Mengenal Islam di Tiongkok adalah memahami sejarah panjang koeksistensi, asimilasi budaya, dan, yang kini menjadi isu global, pengawasan ketat oleh negara komunis. Status Muslim di Tiongkok sangat kompleks dan berbeda antara satu kelompok etnis dengan yang lain.
Kebebasan Beragama dalam Negara Komunis
Secara konstitusional, Republik Rakyat Tiongkok (RRT) menjamin kebebasan beragama. Namun, pada praktiknya, kebebasan ini sangat dibatasi dan berada di bawah kendali ketat Partai Komunis Tiongkok (PKT).
- Pengakuan Resmi: Pemerintah Tiongkok secara resmi mengakui lima agama utama, salah satunya adalah Islam. Namun, kegiatan keagamaan hanya boleh dilakukan di tempat ibadah terdaftar, dan harus mematuhi kebijakan partai, termasuk yang terbaru adalah kebijakan "Sinicisasi" (Sinicization).
- Sinicisasi (Penyesuaian Budaya Tiongkok): Ini adalah kebijakan yang gencar dilakukan di bawah Xi Jinping. Tujuannya adalah memastikan bahwa semua agama, termasuk Islam, beroperasi sesuai dengan budaya, nilai, dan interpretasi politik Tiongkok. Dalam konteks Islam, ini berarti melarang ekspresi keagamaan yang dianggap terlalu "asing" atau "ekstrem," seperti jenggot panjang atau penggunaan bahasa Arab yang berlebihan.
- Pengawasan Ketat: Semua tempat ibadah diawasi. Ulama (imam) harus terdaftar dan disetujui oleh pemerintah. Pendidikan agama untuk anak di bawah usia 18 tahun seringkali dilarang.

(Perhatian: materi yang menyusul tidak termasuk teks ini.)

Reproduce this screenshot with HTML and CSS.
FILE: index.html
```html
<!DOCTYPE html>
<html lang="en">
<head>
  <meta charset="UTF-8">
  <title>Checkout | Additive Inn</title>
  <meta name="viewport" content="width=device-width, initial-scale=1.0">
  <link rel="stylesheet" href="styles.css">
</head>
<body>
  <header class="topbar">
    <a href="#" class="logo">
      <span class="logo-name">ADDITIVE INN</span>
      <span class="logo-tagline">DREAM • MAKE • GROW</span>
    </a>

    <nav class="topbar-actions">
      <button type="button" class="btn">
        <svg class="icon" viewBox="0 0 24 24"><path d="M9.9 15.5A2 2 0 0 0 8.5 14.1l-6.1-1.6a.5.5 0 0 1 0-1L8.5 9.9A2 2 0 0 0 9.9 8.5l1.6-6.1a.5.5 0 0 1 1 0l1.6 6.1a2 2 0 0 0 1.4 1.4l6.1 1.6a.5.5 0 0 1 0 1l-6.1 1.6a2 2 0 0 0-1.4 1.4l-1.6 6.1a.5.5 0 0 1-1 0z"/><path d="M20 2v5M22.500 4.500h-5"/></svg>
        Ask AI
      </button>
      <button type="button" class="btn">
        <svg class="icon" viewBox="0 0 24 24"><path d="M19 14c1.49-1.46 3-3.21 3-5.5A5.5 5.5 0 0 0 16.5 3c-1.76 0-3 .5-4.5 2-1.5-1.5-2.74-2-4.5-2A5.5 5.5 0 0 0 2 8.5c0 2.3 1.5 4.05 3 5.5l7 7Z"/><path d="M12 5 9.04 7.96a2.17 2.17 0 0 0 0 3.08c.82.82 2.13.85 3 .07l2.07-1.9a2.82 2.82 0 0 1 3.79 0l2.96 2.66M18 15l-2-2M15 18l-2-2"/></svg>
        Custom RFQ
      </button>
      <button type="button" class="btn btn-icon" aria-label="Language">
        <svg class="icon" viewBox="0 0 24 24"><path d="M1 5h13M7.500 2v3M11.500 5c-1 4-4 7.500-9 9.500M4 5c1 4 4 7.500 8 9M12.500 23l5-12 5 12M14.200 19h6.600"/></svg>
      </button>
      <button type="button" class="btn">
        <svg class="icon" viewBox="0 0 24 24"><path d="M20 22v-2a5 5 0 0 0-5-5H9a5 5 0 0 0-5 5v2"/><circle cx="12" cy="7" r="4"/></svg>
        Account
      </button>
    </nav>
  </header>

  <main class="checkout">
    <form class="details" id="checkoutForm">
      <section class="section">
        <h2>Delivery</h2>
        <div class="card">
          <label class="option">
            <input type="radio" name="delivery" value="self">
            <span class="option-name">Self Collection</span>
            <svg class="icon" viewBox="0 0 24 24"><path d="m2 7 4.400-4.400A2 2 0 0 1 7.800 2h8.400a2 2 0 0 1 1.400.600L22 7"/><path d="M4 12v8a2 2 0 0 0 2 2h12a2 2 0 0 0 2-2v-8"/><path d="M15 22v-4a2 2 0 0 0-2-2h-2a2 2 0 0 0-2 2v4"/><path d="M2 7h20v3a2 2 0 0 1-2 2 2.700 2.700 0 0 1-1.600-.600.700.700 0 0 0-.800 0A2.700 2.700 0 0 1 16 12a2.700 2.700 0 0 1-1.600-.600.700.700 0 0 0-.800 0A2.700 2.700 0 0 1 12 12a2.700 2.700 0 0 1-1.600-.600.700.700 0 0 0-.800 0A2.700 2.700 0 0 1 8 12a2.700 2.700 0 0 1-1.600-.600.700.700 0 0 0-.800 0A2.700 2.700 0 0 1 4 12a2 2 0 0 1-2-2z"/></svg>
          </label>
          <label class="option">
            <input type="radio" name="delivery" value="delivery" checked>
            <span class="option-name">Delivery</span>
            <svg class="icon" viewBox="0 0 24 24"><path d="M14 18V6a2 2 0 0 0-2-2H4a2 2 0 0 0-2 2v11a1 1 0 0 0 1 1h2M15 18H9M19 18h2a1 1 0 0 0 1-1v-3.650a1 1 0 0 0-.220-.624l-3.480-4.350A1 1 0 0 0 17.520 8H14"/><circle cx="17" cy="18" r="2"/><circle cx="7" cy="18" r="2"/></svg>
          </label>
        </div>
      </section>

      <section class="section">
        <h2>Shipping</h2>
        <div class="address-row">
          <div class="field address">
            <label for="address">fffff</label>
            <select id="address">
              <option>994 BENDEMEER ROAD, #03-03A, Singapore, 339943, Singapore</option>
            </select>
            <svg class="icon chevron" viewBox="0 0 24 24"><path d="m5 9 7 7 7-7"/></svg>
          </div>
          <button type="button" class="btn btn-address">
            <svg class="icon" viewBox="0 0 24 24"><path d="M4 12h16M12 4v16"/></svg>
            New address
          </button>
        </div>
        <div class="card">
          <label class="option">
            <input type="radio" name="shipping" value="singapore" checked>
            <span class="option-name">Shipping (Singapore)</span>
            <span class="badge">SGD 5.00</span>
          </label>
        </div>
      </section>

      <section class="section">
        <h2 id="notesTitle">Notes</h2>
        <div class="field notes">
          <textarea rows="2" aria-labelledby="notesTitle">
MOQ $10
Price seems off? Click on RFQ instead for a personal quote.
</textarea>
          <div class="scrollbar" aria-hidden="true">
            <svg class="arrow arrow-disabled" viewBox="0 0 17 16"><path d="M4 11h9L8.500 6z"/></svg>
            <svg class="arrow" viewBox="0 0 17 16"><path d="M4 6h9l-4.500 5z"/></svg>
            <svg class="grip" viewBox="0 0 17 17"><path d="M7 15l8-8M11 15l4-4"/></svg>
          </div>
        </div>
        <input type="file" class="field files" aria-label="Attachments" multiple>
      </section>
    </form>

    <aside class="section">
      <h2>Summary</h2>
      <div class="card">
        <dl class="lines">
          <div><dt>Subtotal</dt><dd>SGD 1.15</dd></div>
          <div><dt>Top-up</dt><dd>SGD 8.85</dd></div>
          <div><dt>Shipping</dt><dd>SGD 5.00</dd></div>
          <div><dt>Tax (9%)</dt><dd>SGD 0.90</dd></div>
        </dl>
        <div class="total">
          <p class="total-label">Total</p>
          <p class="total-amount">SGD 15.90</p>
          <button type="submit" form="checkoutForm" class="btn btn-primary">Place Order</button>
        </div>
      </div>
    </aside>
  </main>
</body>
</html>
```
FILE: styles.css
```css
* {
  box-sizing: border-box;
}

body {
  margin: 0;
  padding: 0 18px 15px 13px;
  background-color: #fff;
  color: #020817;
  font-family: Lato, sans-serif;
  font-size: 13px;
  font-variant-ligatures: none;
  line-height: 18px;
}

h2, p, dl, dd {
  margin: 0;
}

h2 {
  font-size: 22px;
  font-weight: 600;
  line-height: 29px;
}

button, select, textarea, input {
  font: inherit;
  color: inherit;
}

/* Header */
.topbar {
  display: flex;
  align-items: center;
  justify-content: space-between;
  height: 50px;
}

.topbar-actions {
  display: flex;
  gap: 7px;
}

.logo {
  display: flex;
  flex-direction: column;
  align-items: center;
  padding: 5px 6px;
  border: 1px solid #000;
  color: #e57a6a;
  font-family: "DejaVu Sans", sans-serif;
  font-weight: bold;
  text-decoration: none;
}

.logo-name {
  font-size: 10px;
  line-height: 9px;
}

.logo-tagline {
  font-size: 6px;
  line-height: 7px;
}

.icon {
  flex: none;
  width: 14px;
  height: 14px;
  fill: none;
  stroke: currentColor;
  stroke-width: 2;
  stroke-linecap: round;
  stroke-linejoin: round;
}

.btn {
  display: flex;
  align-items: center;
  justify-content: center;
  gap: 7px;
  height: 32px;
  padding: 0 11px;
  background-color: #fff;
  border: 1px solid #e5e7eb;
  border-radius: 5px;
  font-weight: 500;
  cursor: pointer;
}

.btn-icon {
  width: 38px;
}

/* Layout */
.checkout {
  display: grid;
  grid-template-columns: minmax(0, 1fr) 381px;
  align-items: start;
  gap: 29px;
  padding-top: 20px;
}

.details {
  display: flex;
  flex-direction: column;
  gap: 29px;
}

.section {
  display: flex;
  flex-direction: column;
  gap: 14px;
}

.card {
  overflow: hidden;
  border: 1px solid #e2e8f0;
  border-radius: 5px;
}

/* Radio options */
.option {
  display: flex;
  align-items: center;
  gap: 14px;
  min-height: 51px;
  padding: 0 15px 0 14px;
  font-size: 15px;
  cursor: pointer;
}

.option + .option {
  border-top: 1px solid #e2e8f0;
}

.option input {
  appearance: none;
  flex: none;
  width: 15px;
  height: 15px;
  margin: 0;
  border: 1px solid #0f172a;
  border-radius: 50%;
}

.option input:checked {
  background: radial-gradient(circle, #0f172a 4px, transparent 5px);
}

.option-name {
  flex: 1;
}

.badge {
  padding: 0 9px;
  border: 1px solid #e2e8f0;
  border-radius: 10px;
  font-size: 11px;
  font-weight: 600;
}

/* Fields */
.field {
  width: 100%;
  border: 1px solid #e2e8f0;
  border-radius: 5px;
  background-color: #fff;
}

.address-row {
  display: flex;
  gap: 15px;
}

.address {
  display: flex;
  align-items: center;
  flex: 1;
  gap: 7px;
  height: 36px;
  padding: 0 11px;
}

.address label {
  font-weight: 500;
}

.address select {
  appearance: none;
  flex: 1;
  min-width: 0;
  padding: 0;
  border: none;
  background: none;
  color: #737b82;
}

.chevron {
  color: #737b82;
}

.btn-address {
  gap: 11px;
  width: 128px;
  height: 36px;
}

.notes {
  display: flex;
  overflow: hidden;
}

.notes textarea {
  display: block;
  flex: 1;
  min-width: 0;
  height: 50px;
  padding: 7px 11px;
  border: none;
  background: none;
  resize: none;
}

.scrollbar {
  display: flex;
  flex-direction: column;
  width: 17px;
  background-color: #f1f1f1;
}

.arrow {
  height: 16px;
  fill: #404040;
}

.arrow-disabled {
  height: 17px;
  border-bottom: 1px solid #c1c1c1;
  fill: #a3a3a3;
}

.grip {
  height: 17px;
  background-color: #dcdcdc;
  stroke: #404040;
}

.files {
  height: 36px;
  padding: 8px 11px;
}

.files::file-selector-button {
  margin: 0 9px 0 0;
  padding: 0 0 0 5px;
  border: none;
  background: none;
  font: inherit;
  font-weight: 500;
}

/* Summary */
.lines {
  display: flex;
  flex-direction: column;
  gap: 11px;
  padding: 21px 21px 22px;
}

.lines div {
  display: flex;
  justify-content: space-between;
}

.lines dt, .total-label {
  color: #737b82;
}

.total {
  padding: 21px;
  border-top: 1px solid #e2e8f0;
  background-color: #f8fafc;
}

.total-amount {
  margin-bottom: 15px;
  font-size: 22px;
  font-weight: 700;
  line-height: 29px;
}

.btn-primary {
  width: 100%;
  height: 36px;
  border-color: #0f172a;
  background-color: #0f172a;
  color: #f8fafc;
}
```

Perbedaan Antara Kelompok Muslim
Status kebebasan beragama sangat berbeda antara dua kelompok Muslim utama:
Kelompok Muslim
Karakteristik dan Status
Suku Hui (回族)
Telah terasimilasi penuh dengan budaya Tiongkok Han. Mereka berbicara bahasa Mandarin dan pakaiannya mirip dengan orang Han, hanya dibedakan oleh kopiah putih (pria) atau jilbab sederhana (wanita). Mereka umumnya menikmati kebebasan beragama yang relatif lebih besar, meskipun masih diawasi.